Ban also welcomed the presence of the United States, which is not a member of the ICC but has started to re-engage with the court and is attending the conference as an observer.

"Under the leadership of President Obama, I understand the United States is very seriously reviewing all of its policies and I do hope the U.S. will join the ICC as soon as possible," Ban told reporters.

The ICC has been ratified by 111 member states, but not by the United States, Russia, China or India. Supporters have urged nations to make strong and renewed commitments to the ICC and step up their efforts to arrest indicted suspects.

"What tends to happen is that these types of courts get set up and then are left high and dry when the going gets tough," Richard Dicker of the group Human Rights Watch told Reuters.

'TIME OF ACTION'

Kofi Annan -- who as U.N. secretary-general attended the Rome Statute's founding conference more than decade ago -- said doubts about the ICC's credibility will persist as long as three permanent members of the Security Council refuse to sign up.

"What kind of leadership is this which would absolve the powerful from the rules they apply to the weak?" Annan said.

He also urged countries not to forget why they established the ICC, saying the international community had "failed miserably" to protect victims in places like Rwanda and Bosnia.

Akello Mildred, a survivor of a 2004 attack that killed 80 people in northern Uganda's Lira district, said she has not yet heard anything about those who killed three of her children.

"We want the international community to make sure that those who attacked us answer for these crimes," Akello said.

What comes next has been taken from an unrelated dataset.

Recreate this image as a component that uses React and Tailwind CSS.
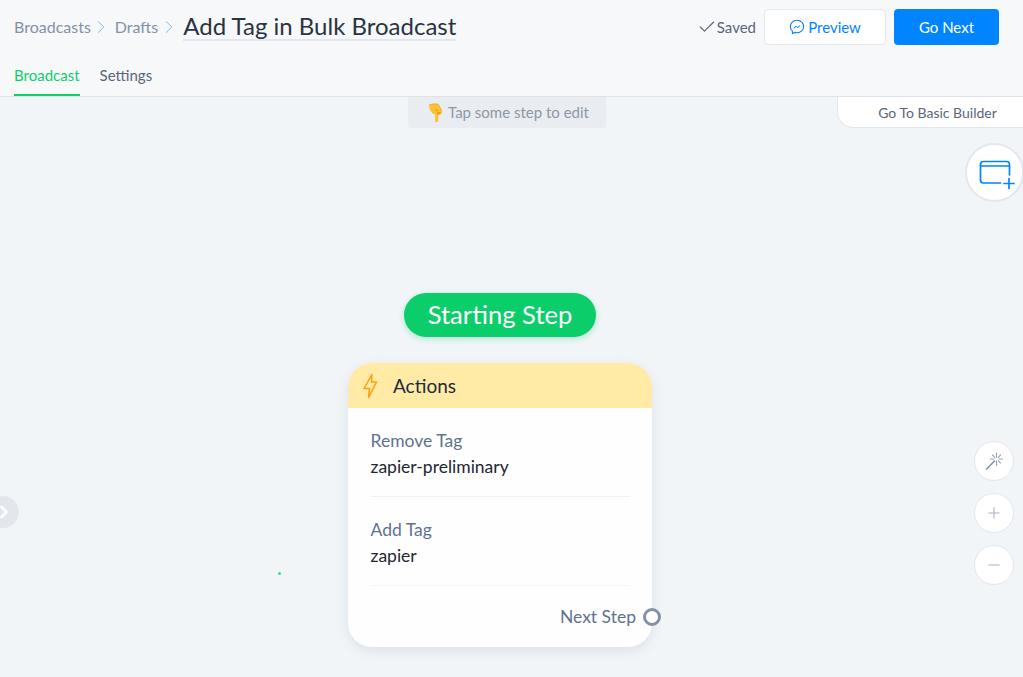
import React from "react";
import { Check, ChevronRight, Minus, Plus } from "lucide-react";

const Crumb = ({ children }) => (
  <>
    <span className="text-[16px] text-[#8492a6]">{children}</span>
    <ChevronRight size={22} strokeWidth={1} className="-mx-[0.5px] text-[#6db3f5]" />
  </>
);

const MessengerIcon = () => (
  <svg width="16" height="16" viewBox="0 0 16 16" fill="none" stroke="#0084ff" strokeWidth="1.1" strokeLinejoin="round">
    <path d="M8 1.2C4.2 1.2 1.3 4 1.3 7.6c0 1.9.8 3.5 2.1 4.6v2.4l2.2-1.2c.7.2 1.5.3 2.4.3 3.8 0 6.7-2.8 6.7-6.100S11.800 1.200 8 1.200z" />
    <path d="M4.800 9.300l2.200-2.400 1.500 1.300 2.500-1.800-2.100 2.400-1.600-1.200z" fill="#0084ff" strokeWidth="0.5" />
  </svg>
);

const BuilderIcon = () => (
  <svg width="40" height="34" viewBox="0 0 40 34" fill="none" stroke="#0084ff" strokeWidth="1.7" strokeLinecap="round">
    <path d="M25.500 27H8.500a3 3 0 0 1-3-3V8.500a3 3 0 0 1 3-3h23a3 3 0 0 1 3 3V19" />
    <path d="M5.500 10h29" />
    <path d="M34 22.500v10M29 27.500h10" />
  </svg>
);

const HandIcon = () => (
  <svg width="15" height="20" viewBox="0 0 15 20">
    <path
      d="M1 1h9l3.800 6.500c.6 1.100.4 2.500-.4 3.400-.7.7-1.700 1-2.800 1h-.4v6c0 1.600-3 1.600-3 0v-6.300C3.500 10.500.5 6 1 1z"
      fill="#fcc033"
    />
    <path d="M3.500 1h6.500l3.800 6.500" fill="none" stroke="#ed9f16" strokeWidth="0.7" />
    <path d="M7 6.500l3 1.500M9.500 9.800l3-.3M10.200 12v-2" fill="none" stroke="#d98a0b" strokeWidth="0.8" />
  </svg>
);

const WandIcon = () => (
  <svg width="20" height="20" viewBox="0 0 20 20" fill="none" stroke="#97a3b5" strokeWidth="1.1" strokeLinecap="round">
    <path d="M2.500 18 10.500 10" strokeWidth="1.500" stroke="#7d8a9e" />
    <path d="M12.500 2v4.500M12.500 10v4.500M6.500 8h3.500M15 8h3.500M8.500 4l2.300 2.300M14.300 9.800l2.200 2.200M16.500 4l-2.200 2.300" />
  </svg>
);

const BoltIcon = () => (
  <svg width="16" height="26" viewBox="0 0 16 26" fill="none" stroke="#ff9f0a" strokeWidth="1.500" strokeLinejoin="round">
    <path d="M10 1.500 2 15.500h5.500L6.500 24.500 14.500 9H9.500z" />
  </svg>
);

const RoundTool = ({ children }) => (
  <button className="flex h-[40px] w-[40px] items-center justify-center rounded-full border border-[#e3e7ee] bg-white text-[#a9b4c4]">
    {children}
  </button>
);

const ActionRow = ({ label, value, border }) => (
  <div className={`border-b pb-[16px] pt-[20px] ${border}`}>
    <div className="text-[17.5px] leading-[26px] text-[#5f7290]">{label}</div>
    <div className="text-[17.5px] leading-[26px] text-[#1f2733]">{value}</div>
  </div>
);

export default function App() {
  return (
    <div className="flex h-[677px] w-full flex-col overflow-hidden bg-[#f1f5f8] font-['Lato',sans-serif]">
      <header className="h-[97px] shrink-0 border-b border-[#dfe3e9] bg-[#f6f8fa] px-[14px]">
        <div className="flex h-[54px] items-center">
          <Crumb>Broadcasts</Crumb>
          <span className="w-[3px]" />
          <Crumb>Drafts</Crumb>
          <h1 className="mb-[1px] ml-[4px] border-b-2 border-[#e3e6ee] text-[24px] leading-[26px] text-[#2a3342]">
            Add Tag in Bulk Broadcast
          </h1>
          <div className="ml-auto flex items-center">
            <Check size={20} strokeWidth={1.4} className="-mr-[1px] text-[#5a6679]" />
            <span className="ml-[1px] text-[15px] text-[#5a6679]">Saved</span>
            <button className="ml-[8px] flex h-[36px] w-[122px] items-center justify-center gap-[3px] rounded-[4px] border border-[#e3e7ee] bg-white text-[15px] text-[#0084ff]">
              <MessengerIcon />
              Preview
            </button>
            <button className="ml-[8px] mr-[10px] h-[36px] w-[105px] rounded-[4px] bg-[#0084ff] text-[15px] text-white">
              Go Next
            </button>
          </div>
        </div>
        <nav className="flex gap-[20px] text-[15px]">
          <a className="h-[42px] border-b-2 border-[#10ce6c] pt-[11px] leading-[20px] text-[#10ce6c]">Broadcast</a>
          <a className="pt-[11px] leading-[20px] text-[#5a6679]">Settings</a>
        </nav>
      </header>

      <main className="relative flex-1">
        <div className="absolute left-[408px] top-0 flex h-[31px] w-[198px] items-center gap-[5px] rounded-b-[4px] bg-[#e9ecf1] pl-[20px] text-[15px] text-[#8e98a6]">
          <HandIcon />
          Tap some step to edit
        </div>

        <button className="absolute right-0 top-0 h-[31px] w-[186px] rounded-bl-[16px] border-b border-l border-[#e3e7ee] bg-white pl-[14px] text-[14px] text-[#5a6679]">
          Go To Basic Builder
        </button>

        <button className="absolute left-[965px] top-[46px] flex h-[59px] w-[59px] items-center justify-center rounded-full border-2 border-[#e3e7ee] bg-white">
          <BuilderIcon />
        </button>

        <div className="absolute left-[974px] top-[344px] flex flex-col gap-[12px]">
          <RoundTool>
            <WandIcon />
          </RoundTool>
          <RoundTool>
            <Plus size={18} strokeWidth={1.4} />
          </RoundTool>
          <RoundTool>
            <Minus size={18} strokeWidth={1.4} />
          </RoundTool>
        </div>

        <button className="absolute -left-[13px] top-[399px] flex h-[32px] w-[32px] items-center justify-end rounded-full bg-[#e3e6ec] pr-[5.500px] text-white">
          <ChevronRight size={20} strokeWidth={3} />
        </button>

        <span className="absolute left-[278px] top-[475px] h-[3px] w-[3px] rounded-full bg-[#10ce6c]/80" />

        <div className="absolute left-[404px] top-[196px] flex h-[44px] w-[192px] items-center justify-center rounded-full bg-[#0bcd6a] pb-[2px] text-[25.600px] text-white shadow-[0_2px_6px_rgba(15,206,107,0.3)]">
          Starting Step
        </div>

        <section className="absolute left-[348px] top-[266px] h-[284px] w-[304px] rounded-[24px] bg-[#fefefe] shadow-[0_4px_12px_rgba(70,90,120,0.12)]">
          <div className="flex h-[45px] items-center rounded-t-[24px] bg-[#ffeaa6] pl-[14px]">
            <BoltIcon />
            <span className="ml-[15px] pt-[2px] text-[19px] text-[#222b3a]">Actions</span>
          </div>
          <div className="pl-[22.500px] pr-[22px]">
            <ActionRow label="Remove Tag" value="zapier-preliminary" border="border-[#eff1f6]" />
            <ActionRow label="Add Tag" value="zapier" border="border-[#f5f6f9]" />
          </div>
          <div className="absolute bottom-[17px] right-[-9px] flex items-center gap-[7px]">
            <span className="text-[17.500px] text-[#5f7290]">Next Step</span>
            <span className="h-[18px] w-[18px] rounded-full border-[3px] border-[#8492a6] bg-white" />
          </div>
        </section>
      </main>
    </div>
  );
}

As one of its five "situations," the ICC is investigating more than 20 years of civil war between Uganda's government and the Lord's Resistance Army (LRA) and has four outstanding arrest warrants against LRA members. None are in custody.

ICC prosecutor Luis Moreno-Ocampo said it was now the "time of action" and urged all arrest warrants to be carried out.

Delegates at the Kampala conference will also discuss proposals giving the court powers to probe state aggression, one of four grave crimes over which the ICC has jurisdiction but one which it is yet to tackle, in part because of political sensitivities. The issue could again prove divisive in Kampala.